Sydney, Oct. 6, (dpa/GNA) – Hundreds of protesters from the Armenian-Australian community gathered in Canberra on Tuesday, calling on the government to condemn attacks on Armenians amid intense fighting with neighbouring Azerbaijan over the disputed Nagorno-Karabakh region.
Around 500 demonstrators turned up at the Azerbaijan embassy in the capital, according to news agency Australian Associated Press (AAP).
The Armenian National Committee of Australia, which organized the protest, has criticized a “disappointing” statement from Australia’s foreign affairs minister Marise Payne last week that failed to “call out the perpetrators of the attacks.”
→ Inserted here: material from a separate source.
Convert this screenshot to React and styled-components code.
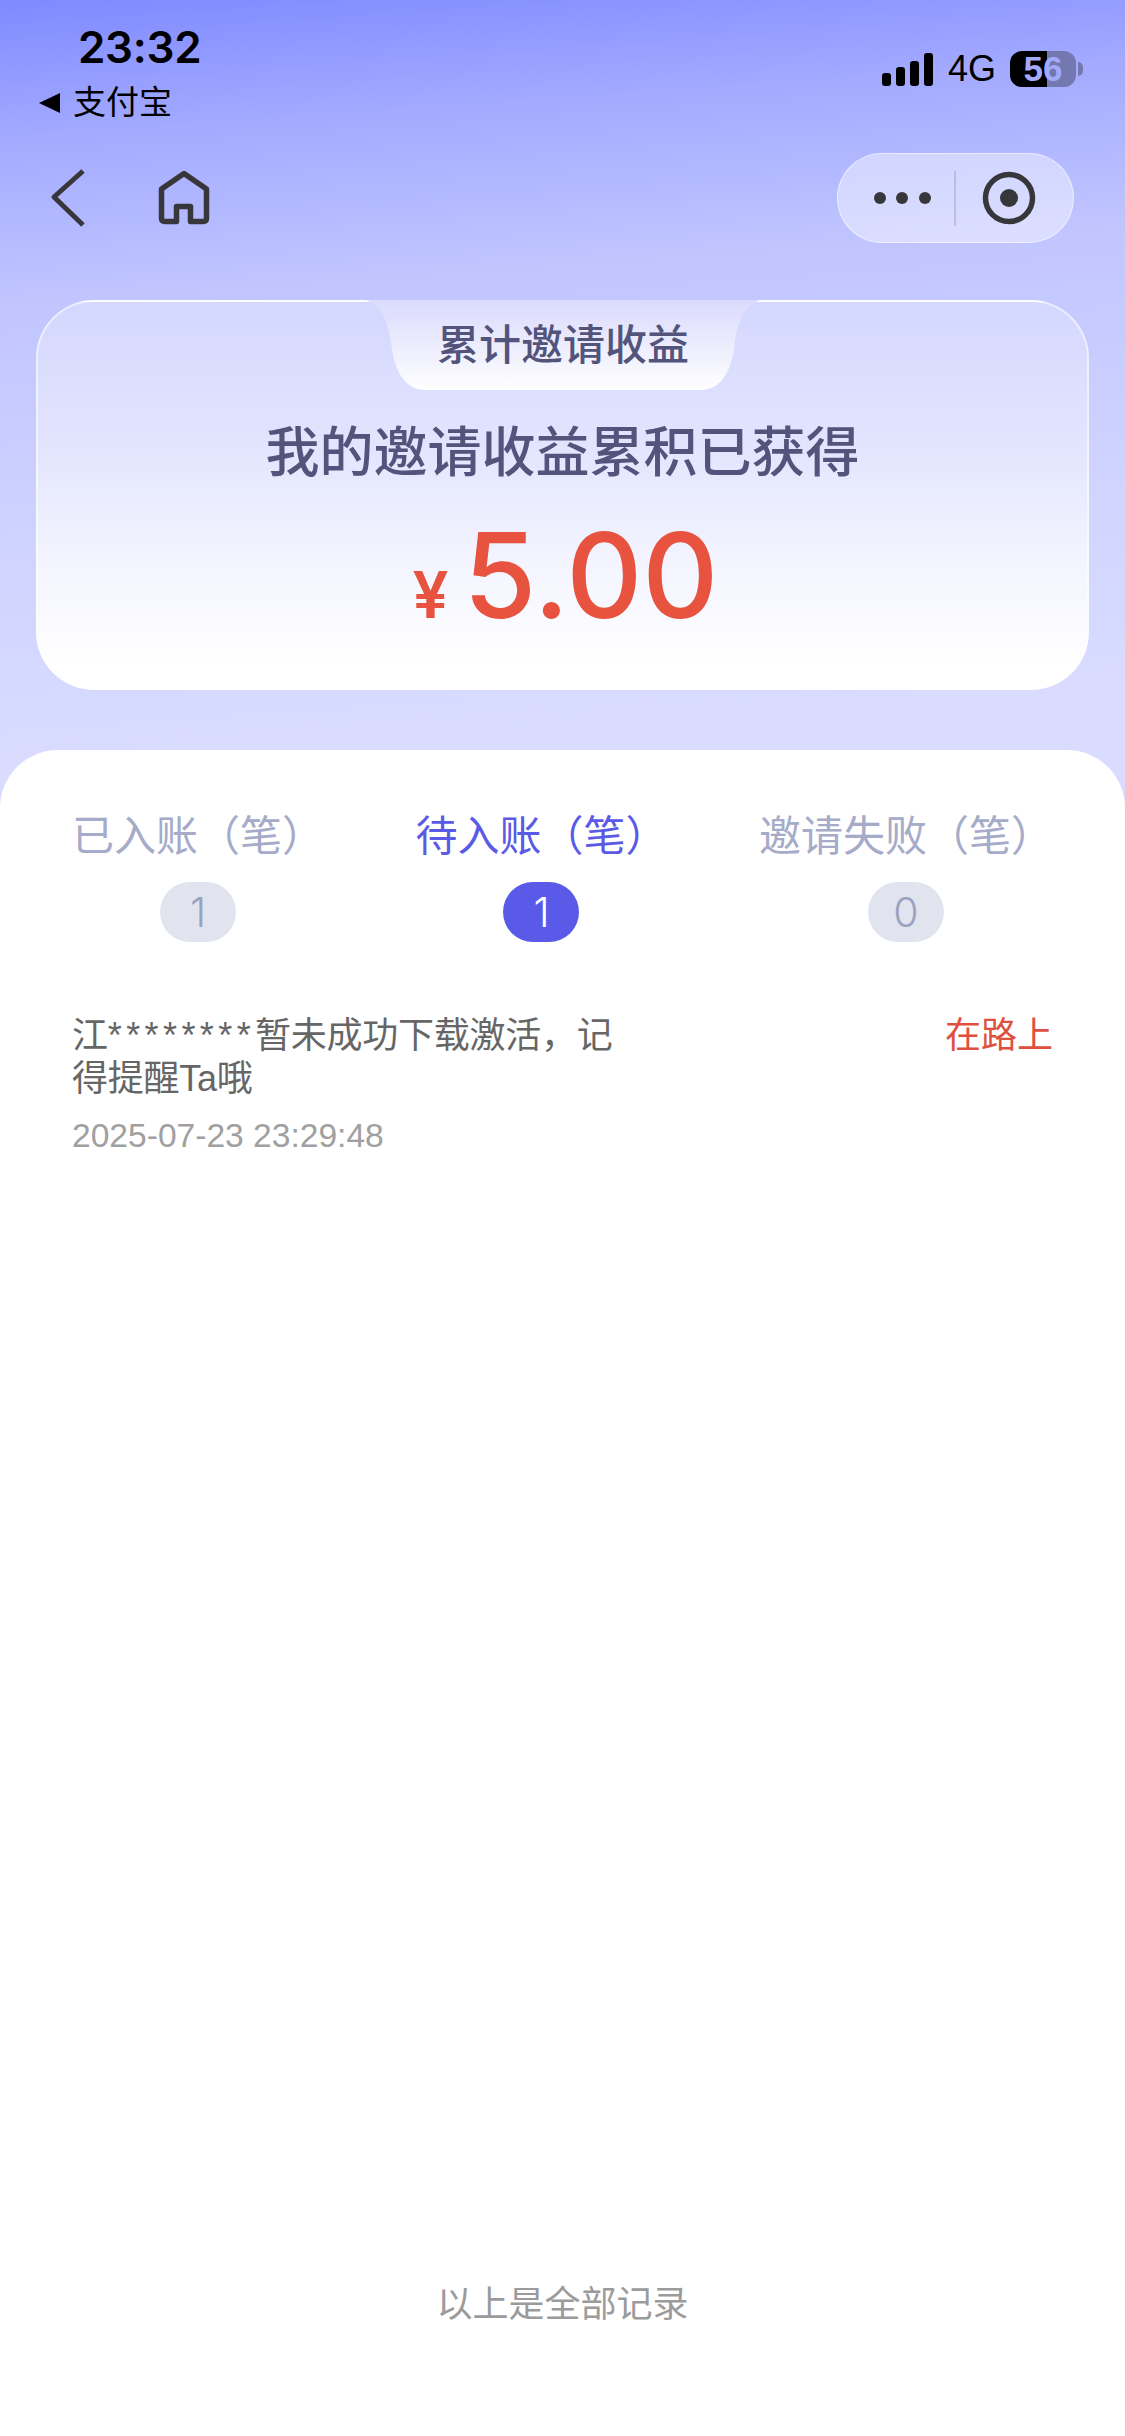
import React from "react";
import styled, { createGlobalStyle } from "styled-components";

const Global = createGlobalStyle`
  html, body { margin: 0; padding: 0; background: #fff; }
  body { font-family: "Liberation Sans", "Noto Sans CJK SC", sans-serif; }
  * { box-sizing: border-box; }
`;

const Page = styled.div`
  width: 1125px;
  height: 2436px;
  display: flex;
  flex-direction: column;
  overflow: hidden;
  background: linear-gradient(176deg, #7f8aff 0, #a3aaff 140px, #c0c5ff 300px, #d0d4ff 560px, #d9dcff 760px, #d9dcff 100%);
`;

const StatusBar = styled.div`
  display: flex;
  justify-content: space-between;
  align-items: flex-start;
  height: 153px;
  padding: 20px 49px 0 39px;
`;

const StatusLeft = styled.div`
  display: flex;
  flex-direction: column;
`;

const Time = styled.div`
  font-family: Inter, "Liberation Sans", sans-serif;
  font-weight: 600;
  font-size: 44px;
  line-height: 54px;
  color: #000;
  margin-left: 39px;
  letter-spacing: -0.3px;
`;

const BackApp = styled.div`
  display: flex;
  align-items: center;
  gap: 13px;
  margin-top: 9px;
  font-size: 33px;
  line-height: 40px;
  color: #000;
`;

const BackTriangle = styled.span`
  width: 0;
  height: 0;
  border-top: 10.5px solid transparent;
  border-bottom: 10.5px solid transparent;
  border-right: 21px solid #000;
`;

const StatusRight = styled.div`
  display: flex;
  align-items: center;
  margin-top: 31px;
`;

const SignalIcon = styled.svg`
  width: 52px;
  height: 33px;
  display: block;
`;

const Network = styled.span`
  font-size: 36px;
  line-height: 36px;
  color: #000;
  margin: 0 14px 0 14px;
`;

const Battery = styled.div`
  position: relative;
  width: 66px;
  height: 36px;
  border-radius: 12px;
  background: linear-gradient(90deg, #000 0, #000 56%, #7478b0 56%, #7478b0 100%);
  color: #a3a9fb;
  font-weight: 700;
  font-size: 35px;
  line-height: 36px;
  text-align: center;
  &::after {
    content: "";
    position: absolute;
    left: 68px;
    top: 11px;
    width: 5px;
    height: 14px;
    border-radius: 0 6px 6px 0;
    background: #7478b0;
  }
`;

const NavBar = styled.div`
  display: flex;
  align-items: center;
  justify-content: space-between;
  height: 90px;
  padding: 0 51px 0 50px;
`;

const NavLeft = styled.div`
  display: flex;
  align-items: center;
  gap: 69px;
`;

const NavIcon = styled.svg`
  display: block;
  color: #37373b;
`;

const Capsule = styled.div`
  display: flex;
  align-items: center;
  width: 237px;
  height: 90px;
  border-radius: 45px;
  border: 1.5px solid rgba(255, 255, 255, 0.55);
  background: rgba(255, 255, 255, 0.42);
`;

const CapsuleHalf = styled.div`
  flex: 0 0 ${(p) => p.$width}px;
  height: 100%;
  display: flex;
  align-items: center;
  justify-content: center;
  gap: 10.5px;
  padding: ${(p) => p.$pad};
`;

const Dot = styled.span`
  width: 12px;
  height: 12px;
  border-radius: 50%;
  background: #37373b;
`;

const CapsuleDivider = styled.span`
  width: 1.5px;
  height: 55px;
  background: rgba(90, 90, 110, 0.22);
`;

const Card = styled.section`
  position: relative;
  margin: 57px 36px 0;
  height: 390px;
  border-radius: 58px;
  border: 2px solid rgba(255, 255, 255, 0.55);
  border-bottom: none;
  background: linear-gradient(180deg, #d4d7fe 0, #e4e6fe 40%, #f3f4ff 66%, #fff 94%);
  display: flex;
  flex-direction: column;
  align-items: center;
  padding-top: 121px;
`;

const NotchTab = styled.div`
  position: absolute;
  top: -2px;
  left: 328px;
  width: 394px;
  height: 90px;
  display: flex;
  align-items: center;
  justify-content: center;
`;

const NotchShape = styled.svg`
  position: absolute;
  inset: 0;
  width: 394px;
  height: 90px;
`;

const NotchLabel = styled.span`
  position: relative;
  font-size: 42px;
  font-weight: 500;
  line-height: 46px;
  margin-top: 1px;
  color: #53547c;
`;

const Heading = styled.h1`
  margin: 0;
  font-size: 54px;
  font-weight: 500;
  line-height: 60px;
  color: #53547c;
`;

const Amount = styled.div`
  display: flex;
  align-items: baseline;
  gap: 15px;
  margin-top: 30px;
  padding-left: 6px;
  font-family: Inter, "Liberation Sans", sans-serif;
  color: #e8533f;
`;

const Currency = styled.span`
  font-size: 64px;
  font-weight: 600;
  line-height: 60px;
`;

const Value = styled.span`
  font-size: 118px;
  font-weight: 500;
  line-height: 124px;
`;

const Panel = styled.main`
  flex: 1;
  margin-top: 60px;
  border-radius: 58px 58px 0 0;
  background: #fff;
  display: flex;
  flex-direction: column;
  padding: 63px 72px 0;
`;

const Tabs = styled.div`
  display: flex;
  justify-content: space-between;
`;

const Tab = styled.div`
  display: flex;
  flex-direction: column;
  align-items: center;
  gap: 21px;
`;

const TabLabel = styled.span`
  font-size: 42px;
  line-height: 48px;
  color: ${(p) => (p.$active ? "#5a5ae6" : "#a5abc8")};
`;

const Count = styled.span`
  width: 76px;
  height: 60px;
  border-radius: 30px;
  display: flex;
  align-items: center;
  justify-content: center;
  font-family: Inter, "Liberation Sans", sans-serif;
  font-weight: 300;
  font-size: 41px;
  background: ${(p) => (p.$active ? "#5a5ae8" : "#e1e4ee")};
  color: ${(p) => (p.$active ? "#fff" : "#9aa2bf")};
`;

const Record = styled.div`
  display: flex;
  justify-content: space-between;
  align-items: flex-start;
  margin-top: 72px;
`;

const RecordBody = styled.div`
  width: 545px;
`;

const RecordText = styled.div`
  font-size: 36px;
  line-height: 43px;
  letter-spacing: -0.25px;
  color: #666;
`;

const Stars = styled.span`
  letter-spacing: 4.4px;
`;

const RecordTime = styled.div`
  margin-top: 17px;
  font-size: 33.6px;
  line-height: 38px;
  color: #a0a0a0;
`;

const RecordStatus = styled.div`
  font-size: 36px;
  line-height: 44px;
  color: #e0503f;
`;

const Footer = styled.div`
  margin-top: auto;
  padding-bottom: 109px;
  text-align: center;
  font-size: 36px;
  line-height: 44px;
  color: #9b9b9b;
`;

const tabs = [
  { label: "已入账（笔）", count: 1 },
  { label: "待入账（笔）", count: 1, active: true },
  { label: "邀请失败（笔）", count: 0 },
];

export default function App() {
  return (
    <Page>
      <Global />
      <StatusBar>
        <StatusLeft>
          <Time>23:32</Time>
          <BackApp>
            <BackTriangle />
            支付宝
          </BackApp>
        </StatusLeft>
        <StatusRight>
          <SignalIcon viewBox="0 0 52 33">
            <rect x="0" y="20" width="9" height="13" rx="3" fill="#000" />
            <rect x="14" y="14" width="9" height="19" rx="3" fill="#000" />
            <rect x="28" y="8" width="9" height="25" rx="3" fill="#000" />
            <rect x="42" y="0" width="9" height="33" rx="3" fill="#000" />
          </SignalIcon>
          <Network>4G</Network>
          <Battery>56</Battery>
        </StatusRight>
      </StatusBar>
      <NavBar>
        <NavLeft>
          <NavIcon width="38" height="60" viewBox="0 0 38 60" fill="none">
            <path d="M33 3 L4 29 L33 57" stroke="currentColor" strokeWidth="5" strokeLinejoin="round" />
          </NavIcon>
          <NavIcon width="54" height="56" viewBox="0 0 54 56" fill="none">
            <path
              d="M19.5 51.5 V36.5 H33.5 V51.5 H46 Q49.5 51.5 49.5 48 V19 L27 3.5 L4.5 19 V48 Q4.5 51.5 8 51.5 Z"
              stroke="currentColor"
              strokeWidth="5.5"
              strokeLinejoin="round"
            />
          </NavIcon>
        </NavLeft>
        <Capsule>
          <CapsuleHalf $width={116} $pad="0 0 0 12px">
            <Dot />
            <Dot />
            <Dot />
          </CapsuleHalf>
          <CapsuleDivider />
          <CapsuleHalf $width={116} $pad="0 10px 0 0">
            <NavIcon width="54" height="54" viewBox="0 0 54 54" fill="none">
              <circle cx="27" cy="27" r="23.5" stroke="currentColor" strokeWidth="5.5" />
              <circle cx="27" cy="27" r="9" fill="currentColor" />
            </NavIcon>
          </CapsuleHalf>
        </Capsule>
      </NavBar>
      <Card>
        <NotchTab>
          <NotchShape viewBox="0 0 394 90">
            <defs>
              <linearGradient id="notch" x1="0" y1="0" x2="0" y2="1">
                <stop offset="0" stopColor="#dadafd" />
                <stop offset="1" stopColor="#ffffff" />
              </linearGradient>
            </defs>
            <path
              d="M0 0 C16 6 22 22 25 42 C28 70 38 90 60 90 L334 90 C356 90 366 70 369 42 C372 22 378 6 394 0 Z"
              fill="url(#notch)"
            />
          </NotchShape>
          <NotchLabel>累计邀请收益</NotchLabel>
        </NotchTab>
        <Heading>我的邀请收益累积已获得</Heading>
        <Amount>
          <Currency>¥</Currency>
          <Value>5.00</Value>
        </Amount>
      </Card>
      <Panel>
        <Tabs>
          {tabs.map((t) => (
            <Tab key={t.label}>
              <TabLabel $active={t.active}>{t.label}</TabLabel>
              <Count $active={t.active}>{t.count}</Count>
            </Tab>
          ))}
        </Tabs>
        <Record>
          <RecordBody>
            <RecordText>
              江<Stars>********</Stars>暂未成功下载激活，记得提醒Ta哦
            </RecordText>
            <RecordTime>2025-07-23 23:29:48</RecordTime>
          </RecordBody>
          <RecordStatus>在路上</RecordStatus>
        </Record>
        <Footer>以上是全部记录</Footer>
      </Panel>
    </Page>
  );
}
Clashes in the south of the Nagorno-Karabakh region had entered their ninth day on Monday.
The region, considered by the United Nations as part of predominantly Muslim Azerbaijan, has been held by Christian Armenian forces for decades.
Azerbaijan and Armenia fought a war over the territory in the late 1980 and early 1990s as they transitioned into independent countries amid the dissolution of the Soviet Union, with an estimated death toll in the tens of thousands.
More than 200 people have been reported killed in the latest flare-up, the bloodiest fighting between the neighbouring countries in the past four years.
The statement from Payne simply said the Australian government was “concerned by the renewed fighting,” and urged both parties to show restraint.
“Canberra can’t sit on the fence as hundreds of innocent peace-loving indigenous Armenians are being bombed to their deaths,” Armenian National Committee of Australia director Haig Kayserian said, as cited by AAP.
According to the committee, the Armenian community in Australia is estimated to be 50,000.